__Material__.
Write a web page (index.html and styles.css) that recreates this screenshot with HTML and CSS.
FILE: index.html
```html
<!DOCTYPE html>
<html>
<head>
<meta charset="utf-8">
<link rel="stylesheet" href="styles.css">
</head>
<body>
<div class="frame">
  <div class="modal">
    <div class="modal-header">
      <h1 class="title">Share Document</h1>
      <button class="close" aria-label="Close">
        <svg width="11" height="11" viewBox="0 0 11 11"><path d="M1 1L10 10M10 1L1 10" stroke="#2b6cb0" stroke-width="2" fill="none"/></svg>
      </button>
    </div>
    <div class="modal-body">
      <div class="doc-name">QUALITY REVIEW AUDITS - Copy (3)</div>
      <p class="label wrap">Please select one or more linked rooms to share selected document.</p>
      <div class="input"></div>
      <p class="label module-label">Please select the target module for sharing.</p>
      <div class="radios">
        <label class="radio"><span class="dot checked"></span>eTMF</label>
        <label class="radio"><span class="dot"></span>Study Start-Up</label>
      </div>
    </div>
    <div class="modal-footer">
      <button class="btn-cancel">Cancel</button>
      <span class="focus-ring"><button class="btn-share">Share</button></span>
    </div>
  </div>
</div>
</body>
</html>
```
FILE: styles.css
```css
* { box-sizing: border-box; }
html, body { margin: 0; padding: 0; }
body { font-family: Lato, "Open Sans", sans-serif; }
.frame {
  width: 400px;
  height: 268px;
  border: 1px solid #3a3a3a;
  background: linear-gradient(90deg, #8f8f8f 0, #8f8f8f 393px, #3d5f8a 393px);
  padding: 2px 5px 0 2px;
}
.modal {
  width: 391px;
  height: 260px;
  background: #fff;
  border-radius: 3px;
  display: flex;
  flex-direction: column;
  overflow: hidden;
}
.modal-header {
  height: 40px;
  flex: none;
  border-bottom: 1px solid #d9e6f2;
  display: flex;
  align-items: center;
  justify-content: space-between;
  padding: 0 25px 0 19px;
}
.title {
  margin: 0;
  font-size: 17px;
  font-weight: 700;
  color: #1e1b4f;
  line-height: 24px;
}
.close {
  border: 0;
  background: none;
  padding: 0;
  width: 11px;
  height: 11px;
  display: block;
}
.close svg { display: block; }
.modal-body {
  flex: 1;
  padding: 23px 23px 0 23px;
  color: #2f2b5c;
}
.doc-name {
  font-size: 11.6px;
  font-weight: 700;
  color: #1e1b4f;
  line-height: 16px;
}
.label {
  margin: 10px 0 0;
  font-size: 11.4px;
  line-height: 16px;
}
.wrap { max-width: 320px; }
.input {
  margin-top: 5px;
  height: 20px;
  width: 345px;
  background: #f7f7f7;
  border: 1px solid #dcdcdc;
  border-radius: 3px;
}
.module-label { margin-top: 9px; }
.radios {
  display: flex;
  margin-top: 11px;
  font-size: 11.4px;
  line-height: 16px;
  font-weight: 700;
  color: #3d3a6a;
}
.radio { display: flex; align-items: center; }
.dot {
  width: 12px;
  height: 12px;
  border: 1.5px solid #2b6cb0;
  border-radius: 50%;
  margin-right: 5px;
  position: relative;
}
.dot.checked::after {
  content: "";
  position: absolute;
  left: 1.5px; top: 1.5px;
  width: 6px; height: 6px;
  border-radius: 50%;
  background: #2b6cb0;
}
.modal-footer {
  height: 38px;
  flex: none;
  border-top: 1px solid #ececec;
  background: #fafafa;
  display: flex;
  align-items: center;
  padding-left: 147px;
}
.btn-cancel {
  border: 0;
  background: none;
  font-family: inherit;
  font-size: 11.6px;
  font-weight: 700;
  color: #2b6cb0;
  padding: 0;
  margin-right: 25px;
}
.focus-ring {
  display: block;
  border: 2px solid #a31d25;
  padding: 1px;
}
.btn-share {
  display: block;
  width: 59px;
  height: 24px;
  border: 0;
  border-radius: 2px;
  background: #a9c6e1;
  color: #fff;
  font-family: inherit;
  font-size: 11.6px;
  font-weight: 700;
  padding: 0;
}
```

__Task objective__.
Extract all lines as given.

__Solution to this task__.
Write a web page (index.html and styles.css) that recreates this screenshot with HTML and CSS.
FILE: index.html
```html
<!DOCTYPE html>
<html>
<head>
<meta charset="utf-8">
<link rel="stylesheet" href="styles.css">
</head>
<body>
<div class="frame">
  <div class="modal">
    <div class="modal-header">
      <h1 class="title">Share Document</h1>
      <button class="close" aria-label="Close">
        <svg width="11" height="11" viewBox="0 0 11 11"><path d="M1 1L10 10M10 1L1 10" stroke="#2b6cb0" stroke-width="2" fill="none"/></svg>
      </button>
    </div>
    <div class="modal-body">
      <div class="doc-name">QUALITY REVIEW AUDITS - Copy (3)</div>
      <p class="label wrap">Please select one or more linked rooms to share selected document.</p>
      <div class="input"></div>
      <p class="label module-label">Please select the target module for sharing.</p>
      <div class="radios">
        <label class="radio"><span class="dot checked"></span>eTMF</label>
        <label class="radio"><span class="dot"></span>Study Start-Up</label>
      </div>
    </div>
    <div class="modal-footer">
      <button class="btn-cancel">Cancel</button>
      <span class="focus-ring"><button class="btn-share">Share</button></span>
    </div>
  </div>
</div>
</body>
</html>
```
FILE: styles.css
```css
* { box-sizing: border-box; }
html, body { margin: 0; padding: 0; }
body { font-family: Lato, "Open Sans", sans-serif; }
.frame {
  width: 400px;
  height: 268px;
  border: 1px solid #3a3a3a;
  background: linear-gradient(90deg, #8f8f8f 0, #8f8f8f 393px, #3d5f8a 393px);
  padding: 2px 5px 0 2px;
}
.modal {
  width: 391px;
  height: 260px;
  background: #fff;
  border-radius: 3px;
  display: flex;
  flex-direction: column;
  overflow: hidden;
}
.modal-header {
  height: 40px;
  flex: none;
  border-bottom: 1px solid #d9e6f2;
  display: flex;
  align-items: center;
  justify-content: space-between;
  padding: 0 25px 0 19px;
}
.title {
  margin: 0;
  font-size: 17px;
  font-weight: 700;
  color: #1e1b4f;
  line-height: 24px;
}
.close {
  border: 0;
  background: none;
  padding: 0;
  width: 11px;
  height: 11px;
  display: block;
}
.close svg { display: block; }
.modal-body {
  flex: 1;
  padding: 23px 23px 0 23px;
  color: #2f2b5c;
}
.doc-name {
  font-size: 11.6px;
  font-weight: 700;
  color: #1e1b4f;
  line-height: 16px;
}
.label {
  margin: 10px 0 0;
  font-size: 11.4px;
  line-height: 16px;
}
.wrap { max-width: 320px; }
.input {
  margin-top: 5px;
  height: 20px;
  width: 345px;
  background: #f7f7f7;
  border: 1px solid #dcdcdc;
  border-radius: 3px;
}
.module-label { margin-top: 9px; }
.radios {
  display: flex;
  margin-top: 11px;
  font-size: 11.4px;
  line-height: 16px;
  font-weight: 700;
  color: #3d3a6a;
}
.radio { display: flex; align-items: center; }
.dot {
  width: 12px;
  height: 12px;
  border: 1.5px solid #2b6cb0;
  border-radius: 50%;
  margin-right: 5px;
  position: relative;
}
.dot.checked::after {
  content: "";
  position: absolute;
  left: 1.5px; top: 1.5px;
  width: 6px; height: 6px;
  border-radius: 50%;
  background: #2b6cb0;
}
.modal-footer {
  height: 38px;
  flex: none;
  border-top: 1px solid #ececec;
  background: #fafafa;
  display: flex;
  align-items: center;
  padding-left: 147px;
}
.btn-cancel {
  border: 0;
  background: none;
  font-family: inherit;
  font-size: 11.6px;
  font-weight: 700;
  color: #2b6cb0;
  padding: 0;
  margin-right: 25px;
}
.focus-ring {
  display: block;
  border: 2px solid #a31d25;
  padding: 1px;
}
.btn-share {
  display: block;
  width: 59px;
  height: 24px;
  border: 0;
  border-radius: 2px;
  background: #a9c6e1;
  color: #fff;
  font-family: inherit;
  font-size: 11.6px;
  font-weight: 700;
  padding: 0;
}
```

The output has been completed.